Below are the records. List every line holding the word "components".

━━ Provided data

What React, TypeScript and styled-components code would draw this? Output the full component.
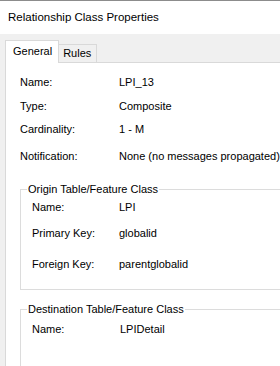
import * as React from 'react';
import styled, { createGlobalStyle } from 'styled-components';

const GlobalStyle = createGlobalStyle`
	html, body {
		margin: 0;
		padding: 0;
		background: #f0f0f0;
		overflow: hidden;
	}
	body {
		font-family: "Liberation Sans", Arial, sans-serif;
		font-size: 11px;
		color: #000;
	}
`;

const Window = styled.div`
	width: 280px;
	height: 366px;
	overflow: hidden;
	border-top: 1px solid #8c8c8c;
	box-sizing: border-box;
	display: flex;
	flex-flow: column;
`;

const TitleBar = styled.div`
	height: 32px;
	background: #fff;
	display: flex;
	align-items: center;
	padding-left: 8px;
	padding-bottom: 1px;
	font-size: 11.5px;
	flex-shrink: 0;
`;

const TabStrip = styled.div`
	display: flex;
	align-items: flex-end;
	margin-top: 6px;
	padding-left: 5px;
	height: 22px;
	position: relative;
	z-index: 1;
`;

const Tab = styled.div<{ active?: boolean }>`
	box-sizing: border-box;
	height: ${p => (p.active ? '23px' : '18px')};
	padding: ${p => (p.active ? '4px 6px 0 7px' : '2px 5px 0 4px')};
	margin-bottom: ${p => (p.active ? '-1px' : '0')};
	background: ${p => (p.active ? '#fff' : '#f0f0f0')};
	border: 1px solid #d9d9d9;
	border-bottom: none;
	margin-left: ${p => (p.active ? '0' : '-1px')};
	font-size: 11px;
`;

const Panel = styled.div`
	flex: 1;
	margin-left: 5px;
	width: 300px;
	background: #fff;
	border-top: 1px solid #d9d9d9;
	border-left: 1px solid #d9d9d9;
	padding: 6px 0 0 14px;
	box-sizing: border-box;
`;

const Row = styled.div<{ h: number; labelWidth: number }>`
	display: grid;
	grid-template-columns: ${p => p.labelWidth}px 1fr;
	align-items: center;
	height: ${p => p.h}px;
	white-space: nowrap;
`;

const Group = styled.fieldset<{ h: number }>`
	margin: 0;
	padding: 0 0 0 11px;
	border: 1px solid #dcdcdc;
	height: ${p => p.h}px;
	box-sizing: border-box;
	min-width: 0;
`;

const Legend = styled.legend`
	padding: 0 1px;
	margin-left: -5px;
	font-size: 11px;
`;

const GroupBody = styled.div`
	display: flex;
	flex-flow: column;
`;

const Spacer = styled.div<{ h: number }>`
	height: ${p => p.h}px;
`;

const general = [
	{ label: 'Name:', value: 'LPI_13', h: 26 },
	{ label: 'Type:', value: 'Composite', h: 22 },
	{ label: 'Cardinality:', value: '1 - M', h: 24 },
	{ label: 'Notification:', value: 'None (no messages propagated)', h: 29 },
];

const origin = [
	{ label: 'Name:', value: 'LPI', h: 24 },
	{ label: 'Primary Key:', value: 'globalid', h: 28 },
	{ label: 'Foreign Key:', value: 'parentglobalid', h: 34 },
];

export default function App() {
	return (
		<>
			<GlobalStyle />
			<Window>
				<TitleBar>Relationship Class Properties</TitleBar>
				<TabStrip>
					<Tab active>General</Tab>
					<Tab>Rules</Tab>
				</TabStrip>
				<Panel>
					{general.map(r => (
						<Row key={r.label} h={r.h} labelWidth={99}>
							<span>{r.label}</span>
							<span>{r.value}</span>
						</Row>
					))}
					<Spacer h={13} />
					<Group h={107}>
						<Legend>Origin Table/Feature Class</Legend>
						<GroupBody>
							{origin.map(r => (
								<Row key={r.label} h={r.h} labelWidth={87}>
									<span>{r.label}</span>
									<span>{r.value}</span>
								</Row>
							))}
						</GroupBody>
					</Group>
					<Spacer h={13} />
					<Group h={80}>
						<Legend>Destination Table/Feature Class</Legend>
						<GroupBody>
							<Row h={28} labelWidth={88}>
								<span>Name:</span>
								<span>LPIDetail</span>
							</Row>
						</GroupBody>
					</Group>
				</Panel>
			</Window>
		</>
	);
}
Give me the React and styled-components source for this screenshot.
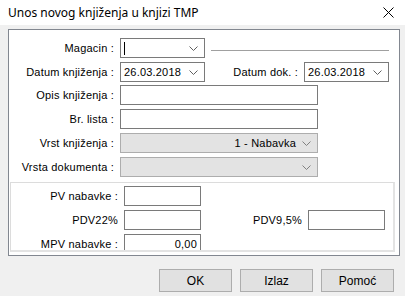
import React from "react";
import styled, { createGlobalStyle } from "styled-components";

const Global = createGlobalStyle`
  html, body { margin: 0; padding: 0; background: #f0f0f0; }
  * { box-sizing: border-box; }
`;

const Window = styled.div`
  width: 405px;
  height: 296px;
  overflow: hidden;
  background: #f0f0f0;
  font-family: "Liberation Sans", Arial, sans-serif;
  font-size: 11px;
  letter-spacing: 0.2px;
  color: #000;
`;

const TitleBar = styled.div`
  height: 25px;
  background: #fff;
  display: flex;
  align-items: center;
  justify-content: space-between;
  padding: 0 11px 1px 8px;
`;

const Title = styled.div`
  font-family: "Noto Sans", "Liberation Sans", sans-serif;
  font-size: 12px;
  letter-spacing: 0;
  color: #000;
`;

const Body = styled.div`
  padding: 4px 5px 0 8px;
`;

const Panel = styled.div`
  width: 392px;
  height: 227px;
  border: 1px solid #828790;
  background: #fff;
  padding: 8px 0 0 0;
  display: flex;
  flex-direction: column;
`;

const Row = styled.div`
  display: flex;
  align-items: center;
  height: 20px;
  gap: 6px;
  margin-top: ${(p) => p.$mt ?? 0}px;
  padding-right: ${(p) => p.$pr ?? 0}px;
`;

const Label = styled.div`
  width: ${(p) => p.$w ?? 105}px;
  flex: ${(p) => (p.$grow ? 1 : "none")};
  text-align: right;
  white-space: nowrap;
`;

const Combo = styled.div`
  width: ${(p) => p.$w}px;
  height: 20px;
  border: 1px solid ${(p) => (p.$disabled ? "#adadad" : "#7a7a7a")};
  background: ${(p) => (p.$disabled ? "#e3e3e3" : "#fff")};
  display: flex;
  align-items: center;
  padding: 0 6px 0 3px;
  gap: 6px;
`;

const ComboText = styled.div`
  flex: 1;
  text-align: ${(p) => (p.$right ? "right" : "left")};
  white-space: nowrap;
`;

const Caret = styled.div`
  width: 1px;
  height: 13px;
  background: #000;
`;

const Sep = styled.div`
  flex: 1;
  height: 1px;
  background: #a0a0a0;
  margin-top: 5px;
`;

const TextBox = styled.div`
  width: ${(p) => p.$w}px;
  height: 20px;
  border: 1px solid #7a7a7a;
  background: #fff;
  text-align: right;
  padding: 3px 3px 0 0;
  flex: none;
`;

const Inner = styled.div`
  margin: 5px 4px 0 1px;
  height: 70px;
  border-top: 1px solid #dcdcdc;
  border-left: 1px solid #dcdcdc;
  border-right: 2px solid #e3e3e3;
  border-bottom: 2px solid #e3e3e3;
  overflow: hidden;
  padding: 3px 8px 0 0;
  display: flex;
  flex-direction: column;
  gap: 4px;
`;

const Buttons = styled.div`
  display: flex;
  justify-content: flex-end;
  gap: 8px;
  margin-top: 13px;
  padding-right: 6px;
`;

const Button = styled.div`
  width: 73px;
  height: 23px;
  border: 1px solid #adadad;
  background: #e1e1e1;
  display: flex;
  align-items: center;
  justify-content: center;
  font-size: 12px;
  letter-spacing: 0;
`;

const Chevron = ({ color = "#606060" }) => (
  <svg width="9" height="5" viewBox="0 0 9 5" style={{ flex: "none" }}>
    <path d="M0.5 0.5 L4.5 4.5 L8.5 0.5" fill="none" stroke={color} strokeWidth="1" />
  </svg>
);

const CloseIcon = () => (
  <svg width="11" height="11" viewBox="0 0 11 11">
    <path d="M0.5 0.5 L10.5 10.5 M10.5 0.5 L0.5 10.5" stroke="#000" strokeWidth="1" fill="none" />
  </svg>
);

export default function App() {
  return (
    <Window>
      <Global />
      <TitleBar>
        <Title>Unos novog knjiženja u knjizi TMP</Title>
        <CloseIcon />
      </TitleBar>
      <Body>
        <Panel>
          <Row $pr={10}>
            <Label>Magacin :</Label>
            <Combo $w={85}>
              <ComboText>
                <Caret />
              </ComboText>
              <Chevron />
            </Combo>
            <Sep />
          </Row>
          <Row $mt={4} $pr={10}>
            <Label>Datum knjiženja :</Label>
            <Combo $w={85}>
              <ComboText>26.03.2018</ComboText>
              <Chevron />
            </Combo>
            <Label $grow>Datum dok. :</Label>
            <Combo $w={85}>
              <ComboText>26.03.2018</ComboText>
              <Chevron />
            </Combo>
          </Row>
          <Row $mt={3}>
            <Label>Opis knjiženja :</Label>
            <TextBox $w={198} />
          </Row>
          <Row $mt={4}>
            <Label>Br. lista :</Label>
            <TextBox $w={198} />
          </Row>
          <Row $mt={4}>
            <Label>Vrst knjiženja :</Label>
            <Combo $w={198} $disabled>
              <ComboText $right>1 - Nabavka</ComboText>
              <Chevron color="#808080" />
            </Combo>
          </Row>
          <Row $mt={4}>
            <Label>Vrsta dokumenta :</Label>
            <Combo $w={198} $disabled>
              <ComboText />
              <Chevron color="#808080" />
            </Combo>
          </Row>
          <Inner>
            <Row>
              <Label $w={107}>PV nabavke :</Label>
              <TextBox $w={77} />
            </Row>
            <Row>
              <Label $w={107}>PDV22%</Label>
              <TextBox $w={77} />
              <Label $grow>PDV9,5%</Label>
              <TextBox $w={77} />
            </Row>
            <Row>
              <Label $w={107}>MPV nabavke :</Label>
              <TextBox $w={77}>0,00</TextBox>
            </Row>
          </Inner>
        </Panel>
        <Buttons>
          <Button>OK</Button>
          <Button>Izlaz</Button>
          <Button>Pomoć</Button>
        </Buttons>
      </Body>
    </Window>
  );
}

━━━━

■ **Exercise solution**
What React, TypeScript and styled-components code would draw this? Output the full component.
import styled, { createGlobalStyle } from 'styled-components';
Give me the React and styled-components source for this screenshot.
import styled, { createGlobalStyle } from "styled-components";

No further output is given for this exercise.